The first step is google
Probable Causation began with Doleac googling “how to start a podcast” and wondering what type of microphone she’d need. Picking the people to interview would be easy, but networking was necessary to find those who could come up with the logo and title and intro music. Eventually, she received funding from Emergent Ventures, a fellowship program from George Mason University’s Mercatus Center, and was able to hire sound engineer Caroline Hockenbury, who “helps make us the most articulate version of ourselves.”
In some ways, a podcast is far more work than writing—but once the team fell into a rhythm, the advantages of the new format became clear. Doleac was in full control of the episodes and it helped her discuss and promote relevant research at a steadier rate than all that time spent pitching and shaping op-eds.
Audience-building can take a back seat since Probable Causation isn’t Doleac’s main job. Still, being a frequent guest on other podcasts (including, recently, Freakonomics) and being active on Twitter have helped increase reach. Doleac is an expert in her field and so, in a sense, did much of the audience-building before creating the podcast. If you’re interested in criminal justice policy, you might find her through any number of channels—her writing, a tweet analyzing the news on your timeline—and then you’ll learn about Probable Causation on her social media, website, and the bios she sends to event organizers for conference programs. It’s a natural extension of her other work. As for the episodes, there doesn’t seem to be any pattern to success; she’s often surprised by which episodes will do well.
The podcast exists in an interesting space: it’s academia but not necessarily for academics. One audience undoubtedly consists of economists and econ students, and it’s been gratifying for Doleac to see her colleagues using episodes in classes, especially in recent months as instruction has gone online. But the second audience—policymakers—is in some ways the real audience, the target audience. It’s nice to see podcast downloads go up, but the best thing is receiving emails from policymakers who listen, and that happens far more than Doleac would have expected.
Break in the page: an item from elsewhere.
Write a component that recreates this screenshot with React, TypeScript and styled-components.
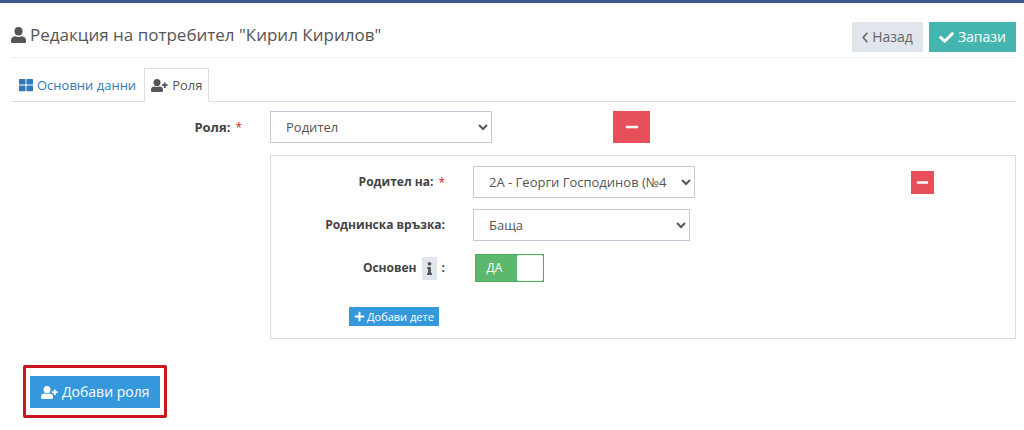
import React from "react";
import styled, { createGlobalStyle } from "styled-components";
import { FaThLarge, FaCheck, FaMinus, FaPlus, FaInfo } from "react-icons/fa";

const GlobalStyle = createGlobalStyle`
  *, *::before, *::after { box-sizing: border-box; }
  body {
    margin: 0;
    background: #fff;
    color: #555;
    font-family: "Open Sans", "Noto Sans", sans-serif;
    font-size: 13px;
    line-height: 20px;
  }
  button, select { font: inherit; border-radius: 0; }
  svg { display: block; flex: none; }
`;

const TopBar = styled.div`
  height: 3px;
  background: #3b5a8e;
`;

const Page = styled.main`
  padding: 0 8px 12px 11px;
`;

const Header = styled.header`
  display: flex;
  align-items: center;
  justify-content: space-between;
  padding: 19px 0 5px;
  border-bottom: 1px solid #eee;
`;

const Title = styled.h1`
  display: flex;
  align-items: center;
  gap: 4px;
  margin: 0;
  padding-bottom: 4px;
  font-size: 17px;
  font-weight: 400;
  line-height: 26px;
  color: #555;
`;

const Actions = styled.div`
  display: flex;
  gap: 6px;
`;

type Tone = "grey" | "teal" | "blue" | "red";
const tones: Record<Tone, [string, string]> = {
  grey: ["#e1e5ec", "#666"],
  teal: ["#45b6af", "#fff"],
  blue: ["#3598dc", "#fff"],
  red: ["#e7505a", "#fff"],
};

const Button = styled.button<{ $tone: Tone; $size?: "small" | "large" }>`
  display: inline-flex;
  align-items: center;
  justify-content: center;
  gap: ${(p) => (p.$size === "small" ? 2 : 4)}px;
  height: ${(p) => (p.$size === "small" ? 19 : p.$size === "large" ? 32 : 30)}px;
  padding: 0 ${(p) => (p.$size === "small" ? 5 : p.$size === "large" ? 11 : 10)}px;
  border: 0;
  background: ${(p) => tones[p.$tone][0]};
  color: ${(p) => tones[p.$tone][1]};
  font-size: ${(p) => (p.$size === "small" ? 11 : 14)}px;
  cursor: pointer;
`;

const RemoveButton = styled(Button)<{ $compact?: boolean }>`
  width: ${(p) => (p.$compact ? 23 : 37)}px;
  height: ${(p) => (p.$compact ? 23 : 32)}px;
  padding: 0;
`;

const Tabs = styled.nav`
  display: flex;
  margin-top: 10px;
  border-bottom: 1px solid #ddd;
`;

const Tab = styled.a<{ $active?: boolean }>`
  display: flex;
  align-items: center;
  gap: 4px;
  height: 34px;
  margin-bottom: -1px;
  padding: 0 ${(p) => (p.$active ? 6 : 7)}px;
  border: 1px solid ${(p) => (p.$active ? "#ddd" : "transparent")};
  border-bottom-color: ${(p) => (p.$active ? "#fff" : "transparent")};
  color: ${(p) => (p.$active ? "#555" : "#337ab7")};
  text-decoration: none;
`;

const RoleRow = styled.div`
  display: grid;
  grid-template-columns: 259fr 343fr 403fr;
  align-items: center;
  margin: 9px 0 12px;
`;

const RoleBody = styled.div`
  display: grid;
  grid-template-columns: 259fr 746fr;
`;

const Panel = styled.section`
  grid-column: 2;
  padding: 10px 0 12px;
  border: 1px solid #ddd;
`;

const ChildRow = styled.div`
  display: grid;
  grid-template-columns: 202fr 438fr 104fr;
  align-items: center;
  margin-bottom: 11px;
`;

const Label = styled.label<{ $nested?: boolean }>`
  display: flex;
  align-items: center;
  justify-content: flex-end;
  gap: 5px;
  padding-right: 28px;
  font-size: ${(p) => (p.$nested ? 12 : 13)}px;
  font-weight: 700;
  color: #444;
  white-space: nowrap;
`;

const Required = styled.span`
  padding-top: 2px;
  color: #e02222;
  font-size: 12px;
  font-weight: 400;
`;

const Select = styled.select<{ $narrow?: boolean }>`
  width: ${(p) => (p.$narrow ? 217 : 222)}px;
  max-width: 100%;
  height: 32px;
  padding: 0 0 0 11px;
  border: 1px solid #c2cad8;
  background: #fff;
  color: #555;
`;

const InfoBadge = styled.span`
  display: inline-flex;
  align-items: center;
  justify-content: center;
  width: 15px;
  height: 23px;
  background: #e1e5ec;
  color: #555;
`;

const Switch = styled.label`
  display: flex;
  align-items: center;
  position: relative;
  width: 69px;
  height: 28px;
  margin: 2px 0 2px 2px;
  border: 1px solid #4fae5f;
  background: #5cb86c;
  color: #fff;
  font-size: 12px;

  input {
    position: absolute;
    inset: 0;
    width: 100%;
    height: 100%;
    margin: 0;
    opacity: 0;
    cursor: pointer;
  }
`;

const SwitchText = styled.span`
  flex: 1;
  padding-right: 4px;
  text-align: center;
`;

const SwitchKnob = styled.span`
  width: 26px;
  height: 26px;
  border-radius: 2px;
  background: #fff;
`;

const AddChild = styled.div`
  display: flex;
  margin: 23px 0 0 78px;
`;

const Highlight = styled.div`
  display: inline-flex;
  margin: 26px 0 0 12px;
  padding: 8px 4px 7px;
  border: 3px solid #c9151e;
  border-radius: 2px;
`;

const PersonIcon = () => (
  <svg width="15" height="16" viewBox="0 0 15 16" fill="currentColor" aria-hidden="true">
    <ellipse cx="7.5" cy="4.2" rx="4" ry="4.2" />
    <path d="M4.200 9.300C1.500 9.600 0 11 0 13.400v1.300c0 .8.500 1.300 1.300 1.300h12.400c.8 0 1.300-.5 1.300-1.300v-1.300c0-2.400-1.500-3.800-4.200-4.100-1 .4-2.100.6-3.300.6s-2.300-.2-3.300-.6z" />
  </svg>
);

const PersonPlusIcon = () => (
  <svg width="17" height="13" viewBox="0 0 17 13" fill="currentColor" aria-hidden="true">
    <ellipse cx="6" cy="3.600" rx="3.500" ry="3.600" />
    <path d="M3.200 7.500C1 7.700 0 8.800 0 10.600v1.200c0 .7.400 1.200 1.100 1.200h9.800c.7 0 1.100-.5 1.100-1.200v-1.200c0-1.800-1-2.900-3.200-3.100-.8.300-1.800.5-2.800.5s-2-.2-2.800-.5z" />
    <path d="M12.800 3.500h1.900v1.800h1.900v1.800h-1.900v1.900h-1.900V7.100h-1.900V5.300h1.900z" />
  </svg>
);

const BackIcon = () => (
  <svg width="6" height="11" viewBox="0 0 6 11" fill="none" stroke="currentColor" strokeWidth="1.600" aria-hidden="true">
    <path d="M5.300.8L1.200 5.500l4.100 4.700" />
  </svg>
);

export default function App() {
  return (
    <>
      <GlobalStyle />
      <TopBar />
      <Page>
        <Header>
          <Title>
            <PersonIcon />
            Редакция на потребител "Кирил Кирилов"
          </Title>
          <Actions>
            <Button type="button" $tone="grey">
              <BackIcon />
              Назад
            </Button>
            <Button type="submit" $tone="teal">
              <FaCheck size={15} />
              Запази
            </Button>
          </Actions>
        </Header>

        <Tabs>
          <Tab href="#main">
            <FaThLarge size={14} />
            Основни данни
          </Tab>
          <Tab href="#role" $active aria-current="page">
            <PersonPlusIcon />
            Роля
          </Tab>
        </Tabs>

        <RoleRow>
          <Label htmlFor="role">
            Роля: <Required>*</Required>
          </Label>
          <Select id="role">
            <option>Родител</option>
          </Select>
          <RemoveButton type="button" $tone="red" aria-label="Премахни роля">
            <FaMinus size={14} />
          </RemoveButton>
        </RoleRow>

        <RoleBody>
          <Panel>
            <ChildRow>
              <Label $nested htmlFor="child">
                Родител на: <Required>*</Required>
              </Label>
              <Select id="child">
                <option>2А - Георги Господинов (№4</option>
              </Select>
              <RemoveButton type="button" $tone="red" $compact aria-label="Премахни дете">
                <FaMinus size={13} />
              </RemoveButton>
            </ChildRow>
            <ChildRow>
              <Label $nested htmlFor="relation">Роднинска връзка:</Label>
              <Select id="relation" $narrow>
                <option>Баща</option>
              </Select>
            </ChildRow>
            <ChildRow>
              <Label $nested htmlFor="primary">
                Основен
                <InfoBadge>
                  <FaInfo size={13} />
                </InfoBadge>
                :
              </Label>
              <Switch>
                <input id="primary" type="checkbox" defaultChecked />
                <SwitchText>ДА</SwitchText>
                <SwitchKnob />
              </Switch>
            </ChildRow>
            <AddChild>
              <Button type="button" $tone="blue" $size="small">
                <FaPlus size={11} />
                Добави дете
              </Button>
            </AddChild>
          </Panel>
        </RoleBody>

        <Highlight>
          <Button type="button" $tone="blue" $size="large">
            <PersonPlusIcon />
            Добави роля
          </Button>
        </Highlight>
      </Page>
    </>
  );
}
As she puts it, “it makes me feel like I’m doing something right.”
Academia not for academics
It’s probably not a coincidence that academics, who are never taught how to communicate their work to the public, are not always the best at communicating their work to the public. “We’re left to develop these skills on our own,” Doleac says, “but ultimately, my view is that the more we write for a smart lay audience, the more impact we have within our profession.” Now, while attending conferences, she scouts for people who might be good at explaining their research via podcast, which is not something she would ever have thought about before.
And when she does approach others, academics can be “super nervous” about talking about their work. “The way we usually tell guests is, we will use the jargon, but then we will also explain what it means,” Doleac says. For the podcast to be of value to a wide audience, the content cannot be entirely insular, so they will say the words “regression discontinuity,” but also explain the term so that a general listener can understand.
Doleac doesn’t coach anyone on how to speak, but she will spend time scripting out a particularly difficult technical detail and thinking about how best to explain it. Or she’ll reiterate what’s said in a slightly different way in the hopes that her explanation and the repetition will land. Other times, her work as a host is less about technical details and more about reassurance, encouraging her guests to be less hesitant in laying out the takeaways and arguing for why people should care. Many academics, especially junior scholars—“and myself when I was newer and just out of grad school”—can be shy about drawing policy conclusions because they are so aware of each and every caveat. “In general, the best advice to academics is to never spend your time making a podcast,” Doleac jokes, and beyond that, know that discussing nuances is good, but don’t be afraid to talk about the impact your research can and should have.
The podcast recently celebrated its one-year anniversary and has received funding for another year. Doleac still hasn’t been able to bring herself to re-listen to the first couple of episodes, but believes she’s a better interviewer than at the beginning. Downloads continue to go up and she has a strong online following of academic and journalists and policymakers who all know about Probable Causation by now. “I’m still learning [the ins and outs of podcasting], but one of the things that surprised me was how much I would learn from these one-hour conversations with people I know pretty well and see at conferences all the time,” she says. “It’s such an incredible gift to have these people be willing to spend an hour just letting me pick their brain about this topic that they have often spent years studying, and I’m just blown away every two weeks by their brilliance. I’m looking forward to more of that.”
Probable Causation is not a substitute for academic research, but it is a contribution, and a different challenge and, crucially, fun. “People who are professors in general work very hard to get to a point where we basically get to think about whatever we want,” Doleac says, “and I tend to view it as an important public service to put some of that thought and knowledge back into the world.”